Picking at Nits: SEC Examining Private Equity Fee Calculations
According to Reuters, the SEC is investigating how private equity firms calculate fees. At issue is the fact that some managers report net returns that include capital contributed by investors who received discounted fees as well as the commitments of the managers themselves, which do not incur fees or carry. As a result, the performance presented in marketing materials may overstate the performance that the average investor would have received. Therefore the SEC is likely to insist that these presentations include both net and gross performance figures.
I hope the SEC’s examination is considerably broader than the issue of displaying performance net and gross fees. Typically managers represent a small percentage of the capital contributed to a fund, and the fee discounts to select clients are usually 0.25% to 0.50%. Thus, the distortion is likely to be very small and measured in the tenths of a percentage point.
However, there’s a much larger issue when it comes to the accuracy of private equity performance. Unless a fund is eight or more years old, a great deal of its performance is based on estimates for the unrealized investments in the portfolio. Estimates are, of course, an inevitable part of valuing illiquid, non-public companies. The various techniques for coming up with those values can lead to widely different results. The uncertainty surrounding these estimates is far greater than the difference created by different investors paying different levels of fees.
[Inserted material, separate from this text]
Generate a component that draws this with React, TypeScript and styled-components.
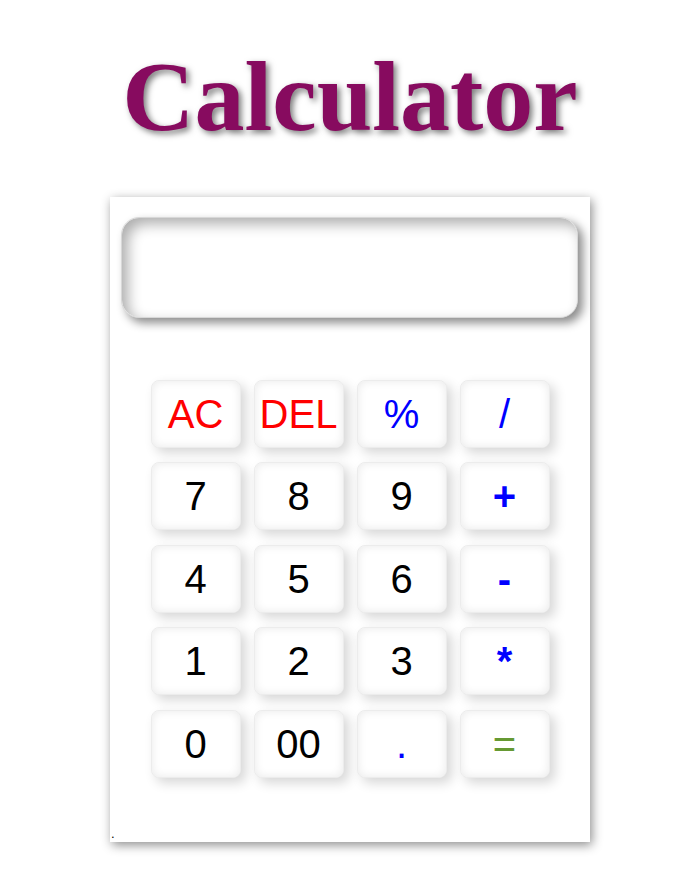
import React from "react";
import styled, { createGlobalStyle } from "styled-components";

const Global = createGlobalStyle`
  html, body { margin: 0; padding: 0; background: #ffffff; }
  body { font-family: "Liberation Sans", Arial, sans-serif; }
`;

const Page = styled.div`
  padding-left: 8px;
  padding-bottom: 20px;
  display: flex;
  flex-direction: column;
  align-items: center;
`;

const Title = styled.h1`
  margin: 0;
  padding-top: 42px;
  font-family: "Liberation Serif", "Times New Roman", serif;
  font-weight: 700;
  font-size: 100px;
  line-height: 1.107;
  color: #870b5f;
  text-shadow: 3px 3px 6px #7a7a7a;
`;

const Card = styled.div`
  box-sizing: border-box;
  margin-top: 44px;
  width: 480px;
  height: 645px;
  padding-top: 20px;
  background: #fff;
  box-shadow: 2px 3px 10px rgba(0, 0, 0, 0.45);
  display: flex;
  flex-direction: column;
`;

const Display = styled.input`
  box-sizing: border-box;
  margin-left: 11px;
  width: 457px;
  height: 101px;
  border: 1px solid #d8d8d8;
  border-radius: 18px;
  background: #fff;
  outline: none;
  box-shadow: inset 6px 6px 14px rgba(0, 0, 0, 0.32),
    5px 5px 10px rgba(0, 0, 0, 0.45);
  font-family: "Liberation Sans", Arial, sans-serif;
  font-size: 40px;
  text-align: right;
  padding: 0 20px;
`;

const Keys = styled.div`
  margin-top: 62px;
  align-self: center;
  display: grid;
  grid-template-columns: repeat(4, 90px);
  grid-auto-rows: 68px;
  column-gap: 13px;
  row-gap: 14.5px;
`;

type Tone = "red" | "blue" | "black" | "green";
const toneColor: Record<Tone, string> = {
  red: "#ff0000",
  blue: "#0000ff",
  black: "#000000",
  green: "#669933",
};

const Key = styled.button<{ $tone: Tone; $bold?: boolean }>`
  box-sizing: border-box;
  border: 1px solid #ececec;
  border-radius: 8px;
  background: #fff;
  box-shadow: inset 0 0 10px rgba(0, 0, 0, 0.09),
    5px 5px 12px rgba(0, 0, 0, 0.16);
  font-family: "Liberation Sans", Arial, sans-serif;
  font-size: 40px;
  font-weight: ${(p) => (p.$bold ? 700 : 400)};
  line-height: 1;
  color: ${(p) => toneColor[p.$tone]};
  padding: 0;
  cursor: pointer;
  display: flex;
  align-items: center;
  justify-content: center;
`;

const Dot = styled.div`
  margin-top: auto;
  margin-bottom: 2px;
  padding-left: 1px;
  font-family: "Liberation Sans", Arial, sans-serif;
  font-size: 13px;
  line-height: 12px;
  color: #000;
`;

const keys: [string, Tone, boolean?][] = [
  ["AC", "red"], ["DEL", "red"], ["%", "blue"], ["/", "blue"],
  ["7", "black"], ["8", "black"], ["9", "black"], ["+", "blue", true],
  ["4", "black"], ["5", "black"], ["6", "black"], ["-", "blue", true],
  ["1", "black"], ["2", "black"], ["3", "black"], ["*", "blue", true],
  ["0", "black"], ["00", "black"], [".", "blue"], ["=", "green"],
];

export default function App() {
  return (
    <>
      <Global />
      <Page>
        <Title>Calculator</Title>
        <Card>
          <Display type="text" readOnly value="" />
          <Keys>
            {keys.map(([label, tone, bold]) => (
              <Key key={label} $tone={tone} $bold={bold}>
                {label}
              </Key>
            ))}
          </Keys>
          <Dot>.</Dot>
        </Card>
      </Page>
    </>
  );
}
As a PE firm prepares to market a new fund, there’s a temptation to boost valuations in order to create a more compelling marketing pitch. Thus the challenge for investors and the SEC is to uncover biases in the valuation estimates, and that isn’t an easy undertaking. Tweaking a discount rate, adjusting an earnings model, and/or switching valuation methods can dramatically raise or lower the reported value of a portfolio company.
It will be another good day for the private equity industry if all they have to do to make the SEC happy is to add a couple of exhibits and footnotes to their pitch books.